→ Challenge: Write the data below out exactly as it stands. Do not include the pictures.

→ Source data:
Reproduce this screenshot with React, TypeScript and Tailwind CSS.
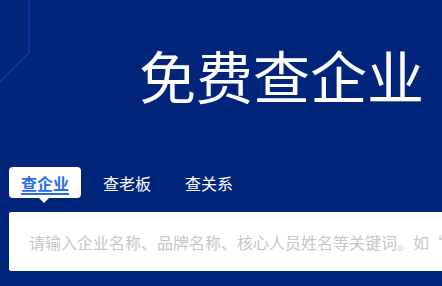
export default function App() {
  const tabs = ["查企业", "查老板", "查关系"];

  return (
    <div className="relative w-[442px] h-[286px] overflow-hidden bg-[#00257a] font-['Noto_Sans_CJK_SC',sans-serif]">
      {/* 背景线条 */}
      <svg className="absolute left-0 top-0" width="60" height="100" viewBox="0 0 60 100">
        <polyline points="29,0 29,53 0,82" fill="none" stroke="#0a3aa6" strokeWidth="1.6" />
      </svg>

      <div className="relative pl-[139px] pt-[39px]">
        <h1 className="text-[57px] leading-[70px] font-normal text-white whitespace-nowrap">免费查企业</h1>
      </div>

      {/* TABS */}
      <div className="relative flex items-center mt-[58px] ml-[9px] h-[31px]">
        {tabs.map((t, i) =>
          i === 0 ? (
            <div key={t} className="relative h-[31px] w-[72px] bg-white rounded-[4px] flex items-center justify-center">
              <span className="text-[16px] font-bold text-[#2a6cf0] underline underline-offset-[3px] decoration-[1.5px] leading-none">
                {t}
              </span>
              <span className="absolute left-[30px] -bottom-[5px] w-0 h-0 border-l-[5px] border-r-[5px] border-t-[5px] border-l-transparent border-r-transparent border-t-white" />
            </div>
          ) : (
            <span key={t} className={`text-[16px] text-white leading-none ${i === 1 ? "ml-[22px]" : "ml-[34px]"}`}>
              {t}
            </span>
          )
        )}
      </div>

      {/* SEARCH */}
      <div className="relative mt-[14px] ml-[9px] w-[500px] h-[59px] bg-white rounded-[2px] flex items-center pl-[20px]">
        <span className="text-[16px] text-[#c4c6cc] whitespace-nowrap">
          请输入企业名称、品牌名称、核心人员姓名等关键词。如“小米科技”
        </span>
      </div>
    </div>
  );
}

→ Full output:
Reproduce this screenshot with React, TypeScript and Tailwind CSS.
export default function App() {
  const tabs = ["查企业", "查老板", "查关系"];

  return (
    <div className="relative w-[442px] h-[286px] overflow-hidden bg-[#00257a] font-['Noto_Sans_CJK_SC',sans-serif]">
      {/* 背景线条 */}
      <svg className="absolute left-0 top-0" width="60" height="100" viewBox="0 0 60 100">
        <polyline points="29,0 29,53 0,82" fill="none" stroke="#0a3aa6" strokeWidth="1.6" />
      </svg>

      <div className="relative pl-[139px] pt-[39px]">
        <h1 className="text-[57px] leading-[70px] font-normal text-white whitespace-nowrap">免费查企业</h1>
      </div>

      {/* TABS */}
      <div className="relative flex items-center mt-[58px] ml-[9px] h-[31px]">
        {tabs.map((t, i) =>
          i === 0 ? (
            <div key={t} className="relative h-[31px] w-[72px] bg-white rounded-[4px] flex items-center justify-center">
              <span className="text-[16px] font-bold text-[#2a6cf0] underline underline-offset-[3px] decoration-[1.5px] leading-none">
                {t}
              </span>
              <span className="absolute left-[30px] -bottom-[5px] w-0 h-0 border-l-[5px] border-r-[5px] border-t-[5px] border-l-transparent border-r-transparent border-t-white" />
            </div>
          ) : (
            <span key={t} className={`text-[16px] text-white leading-none ${i === 1 ? "ml-[22px]" : "ml-[34px]"}`}>
              {t}
            </span>
          )
        )}
      </div>

      {/* SEARCH */}
      <div className="relative mt-[14px] ml-[9px] w-[500px] h-[59px] bg-white rounded-[2px] flex items-center pl-[20px]">
        <span className="text-[16px] text-[#c4c6cc] whitespace-nowrap">
          请输入企业名称、品牌名称、核心人员姓名等关键词。如“小米科技”
        </span>
      </div>
    </div>
  );
}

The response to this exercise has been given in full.